Compensation and Transactions – Most of the panel seemed to agree that compensation package structure was a huge influencer in the risk culture of an organisation. Mark touched upon a pet topic of mine, which is that it very hard for a risk manager to gain credibility (and compensation) when what risk management is about is what could happen as opposed to what did happen. A risk manager blocking a trade due to some potentially very damaging outcomes will not gain any credibility with the business if the trading outcome for the suggested trade just happened to come out positive. There seemed to be concensus here that some of the traditional compensation models that were based on short-term transactional frequency and size were ill-formed (given the limited downside for the individual), and whilst the panel reserved judgement on the effectiveness of recent regulation moves towards longer-term compensation were to be welcome from a risk perspective.
MF Global and Busines Models – Santa described some of his experiences at MF Global, where Corzine moved what was essentially a broker into taking positions in European Sovereign Bonds. Santa said that the risk management culture and capabilities were not present to be robust against senior management for such a business model move. Elliot mentioned that he had been courted for trades by MF Global and had been concerned that they did not offer electronic execution and told him that doing trades through a human was always best. Mark said that in the area of pension fund management there was much greater fidiciary responsibility (i.e. behave badly and you will go to jail) and maybe that kind of responsibility had more of a place in financial markets too. Coming back to the question of who a CRO should report to, Mark also said that questions should be asked to seek out those who are 1) less likely to suffer from the “agency” problem of conflicts of interest and on a related note those who are 2) less likely to have personal biases towards particular behaviours or decisions.

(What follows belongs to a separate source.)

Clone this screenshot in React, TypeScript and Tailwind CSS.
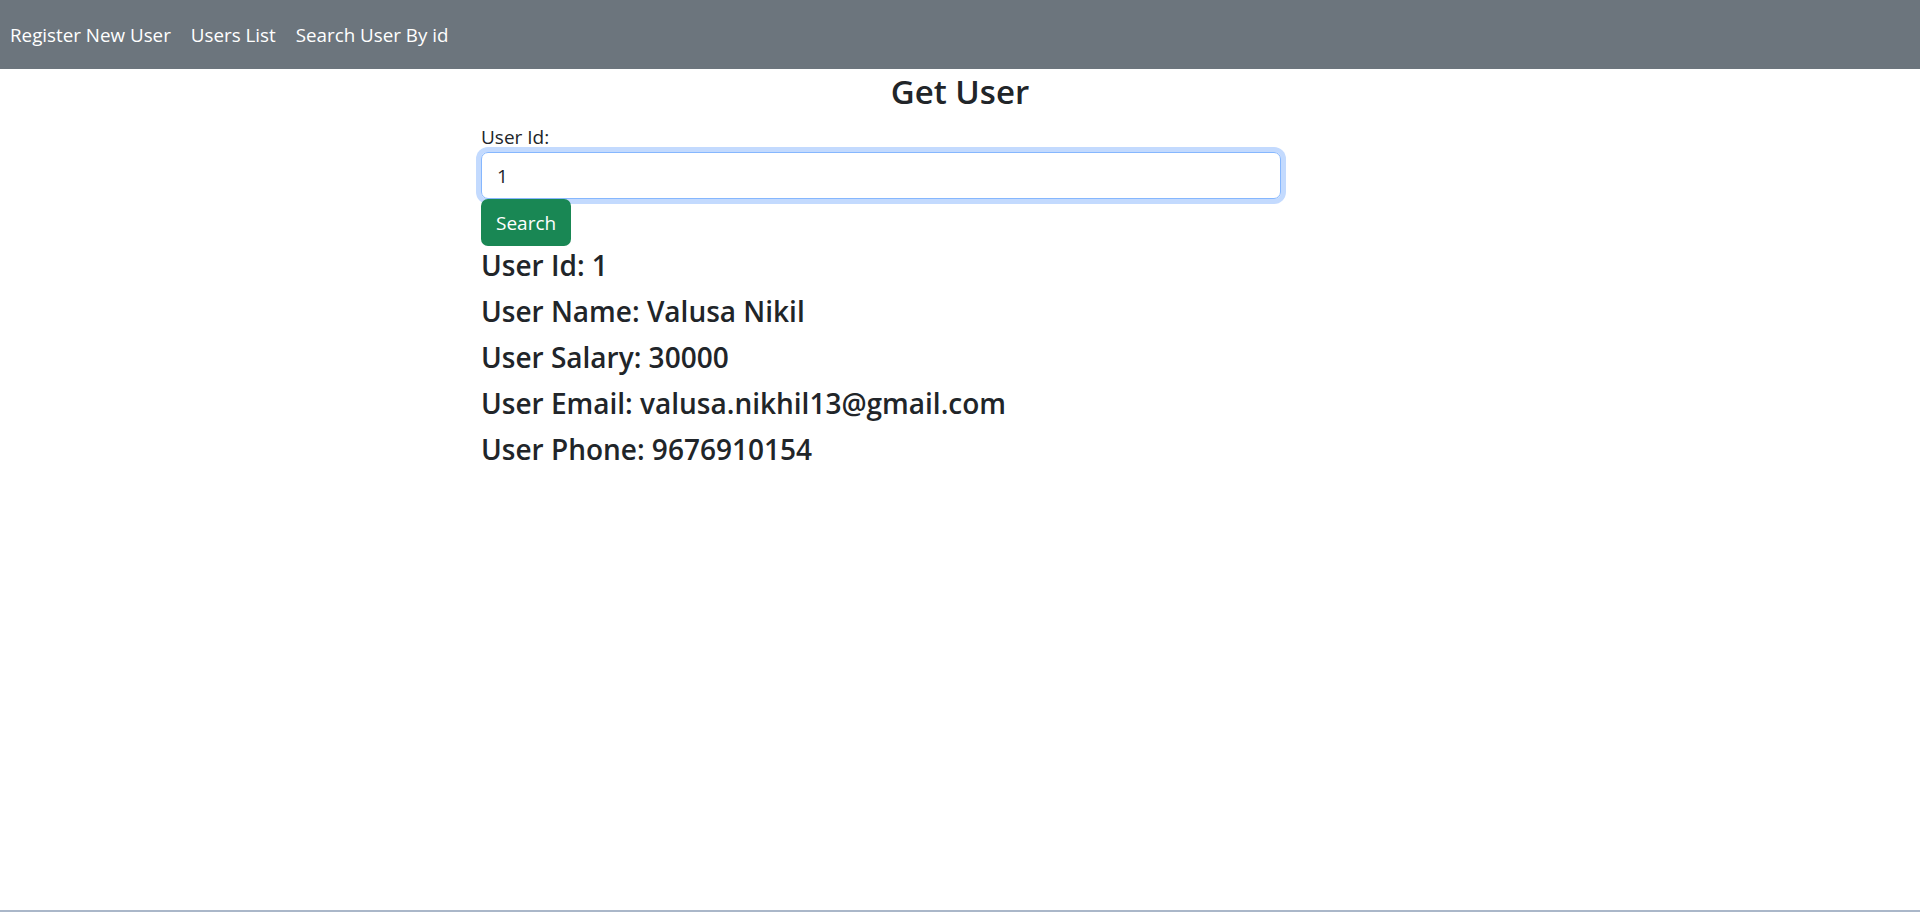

Santa said that in his opinion hedge funds in general had a better culture where risk management opinions were heard and advice taken. Mark said that risk managers who could get the business to accept moral persuasion were in a much stronger position to add value to the business rather than simply being able to “block” particular trades. Elliot cited one experience he had where the traders under his watch noticed that a particular type of trade (basis trades) did not increase their reported risk levels, and so became more focussed on gaming the risk controls to achieve high returns without (reported) risk. The panel seemed to be in general agreement that risk managers with trading experience were more credible with the business but also more aware of the trader mindset and behaviors.
Do we know what we know? – Henrik moved to his third and final subsection of the evening, asking the panel whether risk managers really know what they think they know. Elliot said that traders and risk managers speak a different language, with traders living in the now, thinking only of the implications of possible events such as those we have seen with Cyprus or the fiscal cliff, where the risk management view was much less conditioned and more historical. Steven re-emphasised the earlier point that risk management at this micro trading level was fine but this was not what caused events such as the collapse of MF Global.
Rational argument isn’t communication – Santa said that most risk managers come from a quant (physics, maths, engineering) background and like structured arguments based upon well understood rational foundations. He said that this way of thinking was alien to many traders and as such it was a communication challenge for risk managers to explain things in a way that traders would actually put some time to considering. On the modelling side of things, Santa said that sometimes traders dismissed models as being “too quant” and sometimes traders followed models all too blindly without questioning or understanding the simplifying assumptions they are based on. Santa summarised by saying that risk management needs to intuitive for traders and not just academically based. Mark added that a quantitative focus can sometimes become too narrow (modeler’s manifesto anyone?) and made the very profound point that unfortunately precision often wins over relevance in the creation and use of many models. Steven added that traders often deal with absolutes, so as knowing the spread between two bonds to the nearest basis point, whereas a risk manager approaching them with a VaR number really means that this is the estimated VaR which really should be thought to be within a range of values. This is alien to the way traders think and hence harder to explain.
Unanticipated Risk – An audience member asked whether risk management should focus mainly on unanticipated risks rather than “normal’ risks. Elliot said that in his trading he was always thinking and checking whether the markets were changing or continuing with their recent near-term behaviour patterns. Steven said that history was useful to risk management when markets were “normal”, but in times of regime shifts this was not the case and cited the example of the change in markets when Mario Dragi announced that the ECB would stand behind the Euro and its member nations.
Risky Achievements – Henrik closed the panel by asking each member what they thought was there own greatest achievement in risk management. Elliot cited a time when he identified that a particular hedge fund had a relatively inconspicuous position/trade that he identified as potentially extremely dangerous and was proved correct when the fund closed down due to this. Steven said he was proud of some good work he and his team did on stress testing involving Greek bonds and Eurozone. Santa said that some of the work he had done on portfolio “risk overlays” was good. Mark ended the panel by saying that he thought his biggest achievement was when the traders and portfolio managers started to come to the risk management department to ask opinions before placing key trades. Henrik and the audience thanked the panel for their input and time.
An Insured View – After the panel closed I spoke with an actuary who said that he had greatly enjoyed the panel discussions but was surprised that when talking of how best to support the risk management function in being independent and giving “bad” news to the business, the role of auditors were not mentioned. He said he felt that auditors were a key support to insurers in ensuring any issues were allowed to come to light. So food for thought there as to whether financial markets can learn from other industry sectors.
Summary – great evening of discussion, only downside being the absence of wine once the panel had closed!